A Lagrangian Particle Tracking Framework for the Super-Droplet Method: Development, Implementation, and Application of Backward and Forward Algorithms in SCALE-SDM 5.2.6-2.3.1

Abstract. Understanding the complete lifecycle of cloud hydrometeors is fundamental to advancing cloud microphysics, yet a formally documented and computationally efficient framework for tracking individual particles through complex processes like coalescence within parallelized cloud models has been lacking. This study addresses this methodological gap by presenting the detailed design, implementation, and application of two complementary super-droplet tracking algorithms—a backward "lineage" tracking algorithm and a forward "tagging" tracking algorithm—developed within a Large-Eddy Simulation model coupled with the Super-Droplet Method (SDM).

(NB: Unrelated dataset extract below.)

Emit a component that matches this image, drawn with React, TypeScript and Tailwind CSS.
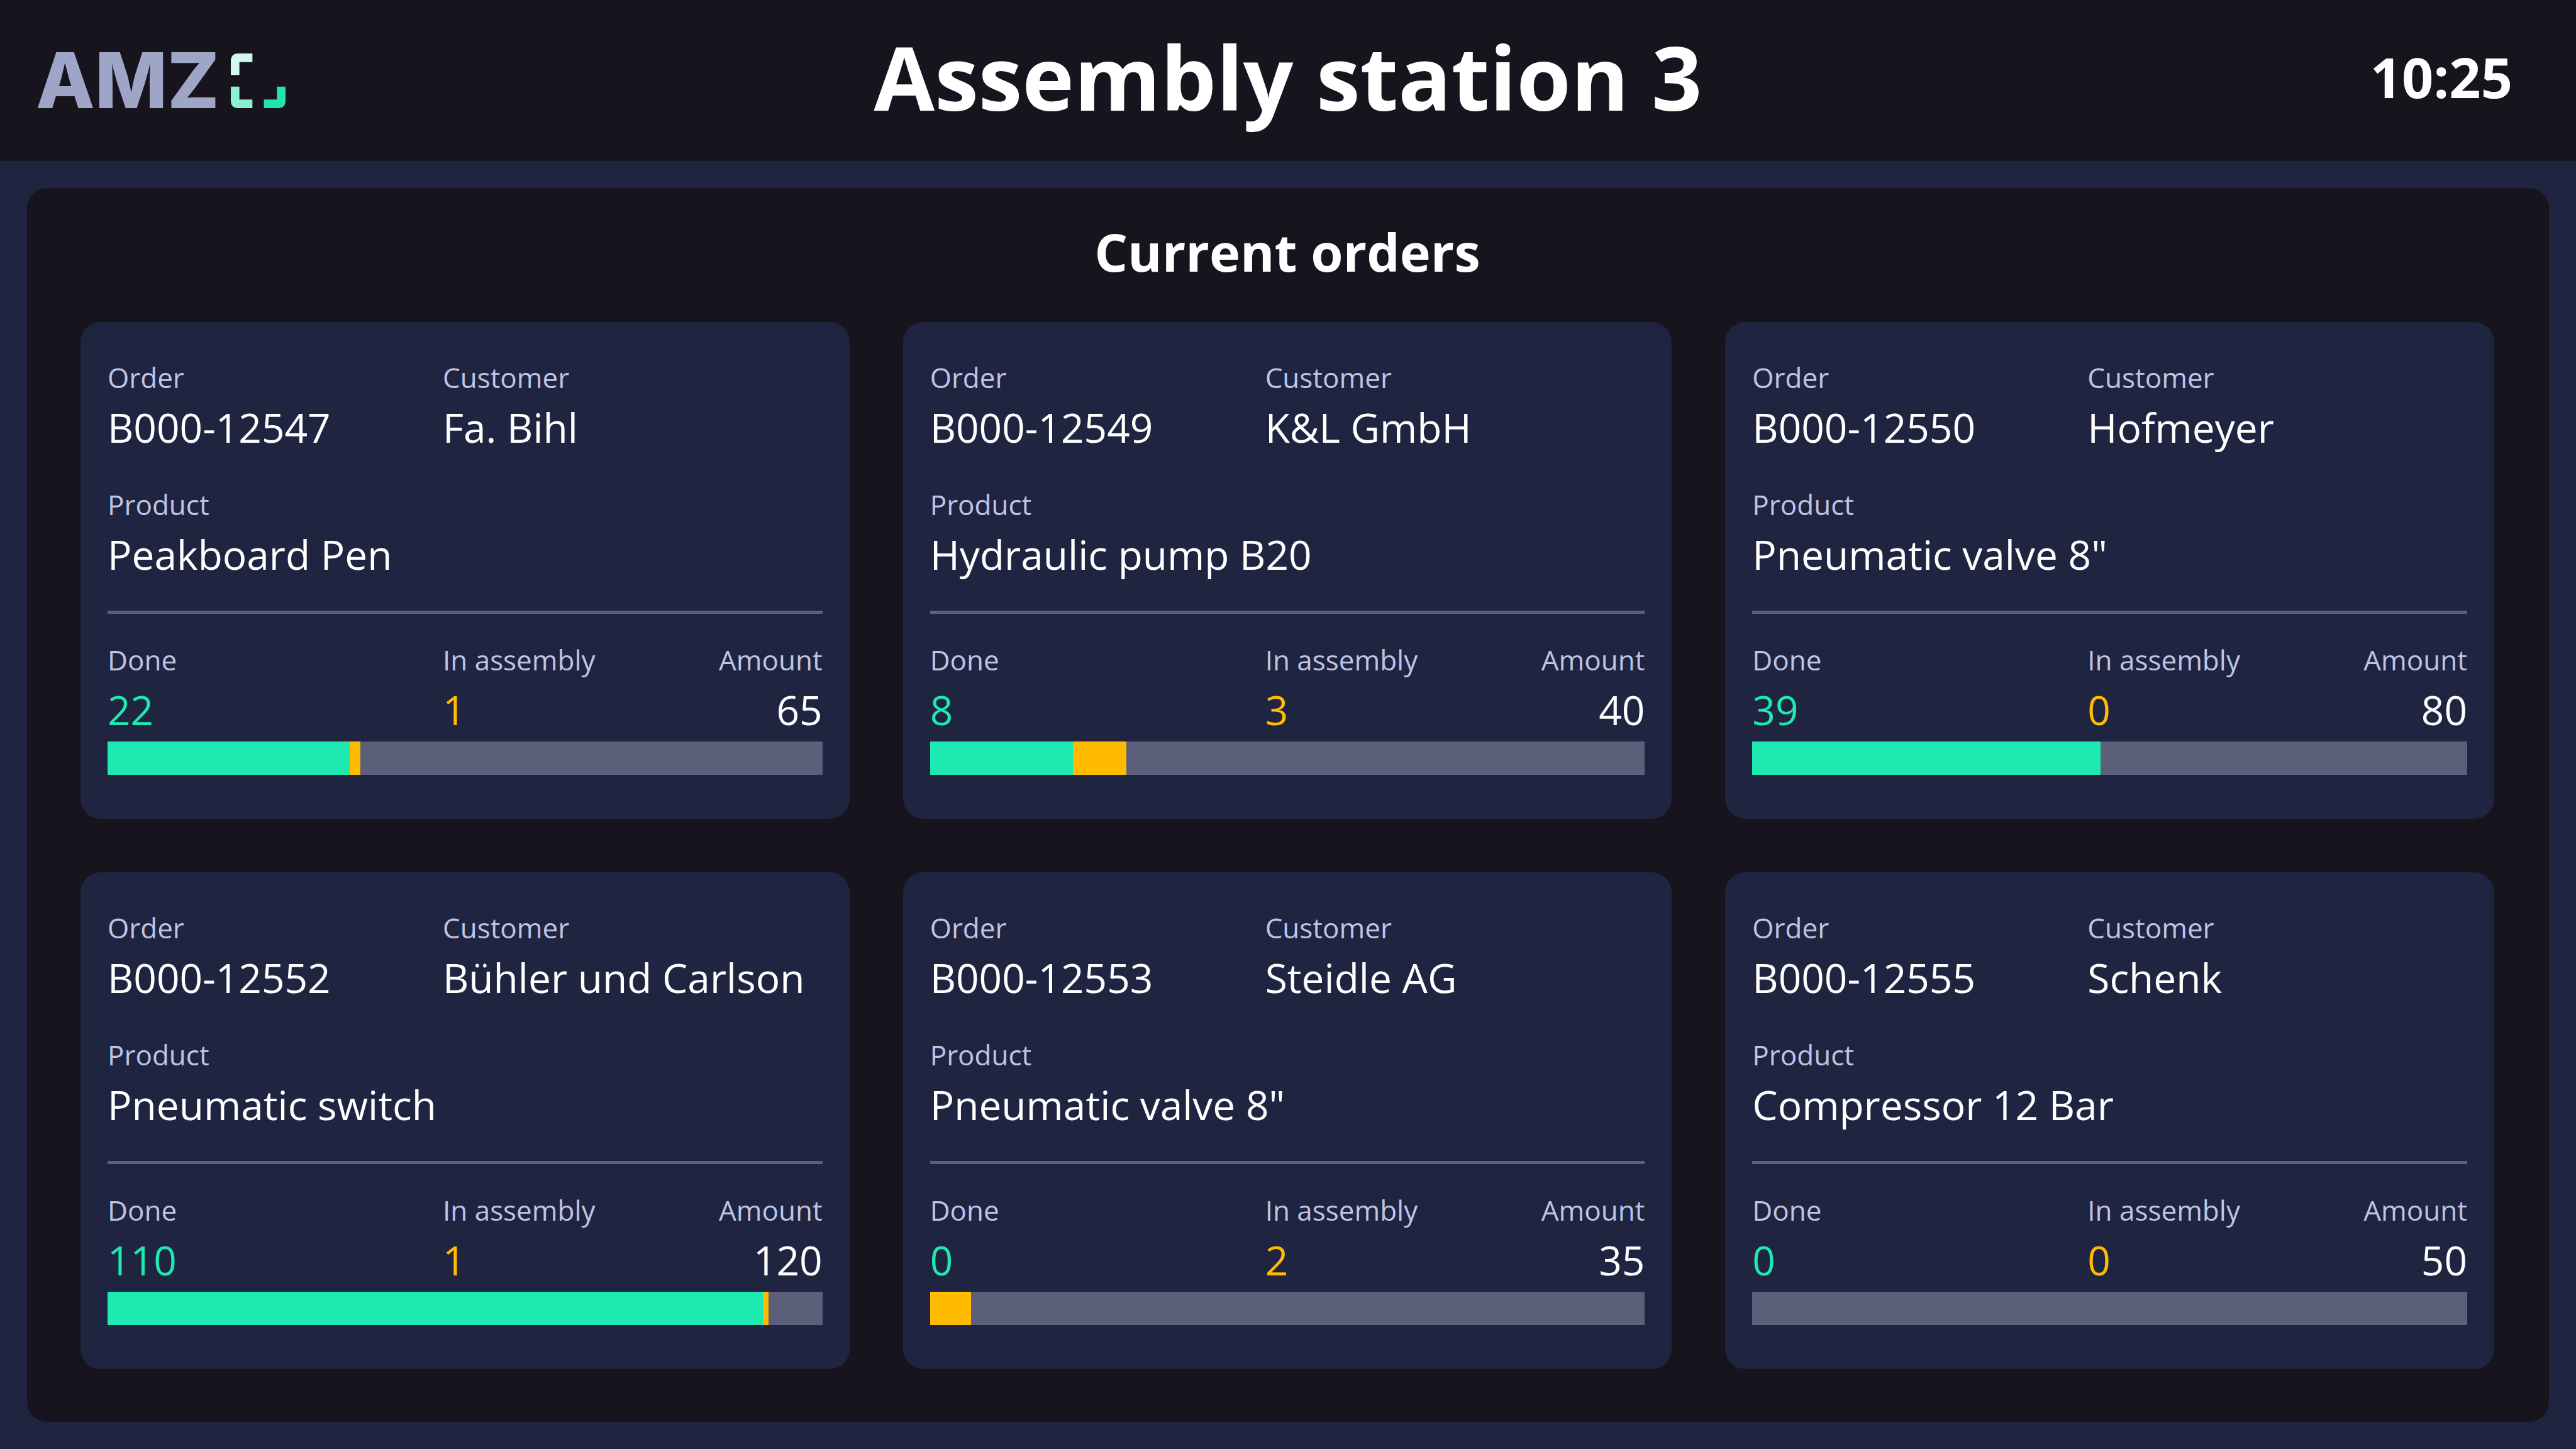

The backward algorithm establishes a direct historical link for every super-droplet, enabling efficient Ο(1) lookup for reconstructing a particle's complete microphysical history. The forward algorithm employs a stratified random sampling method to select and assign persistent identifiers to a representative cohort of super-droplets, allowing for detailed prognostic analysis with manageable data storage costs. A key feature of both algorithms is the comprehensive method for recording and outputting detailed information on coalescence events. The utility and power of these algorithms are demonstrated in a case study of marine stratocumulus. The framework enabled a quantitative, process-level validation of the critical 15–20 µm radius range for the onsite of efficient warm rain initiation. Furthermore, the lineage-tracing capability mechanistically confirmed the classical formation pathway of large droplets within cloud-base updrafts, directly linking large-scale turbulent structures to the lifecycle of individual precipitation embryos. In conclusion, the tracking algorithms presented here provide the scientific community with a powerful and versatile toolset to investigate the intricate lifecycle of cloud particles with unprecedented detail and offer a robust methodology for evaluating and improving microphysical parameterizations in larger-scale weather and climate models.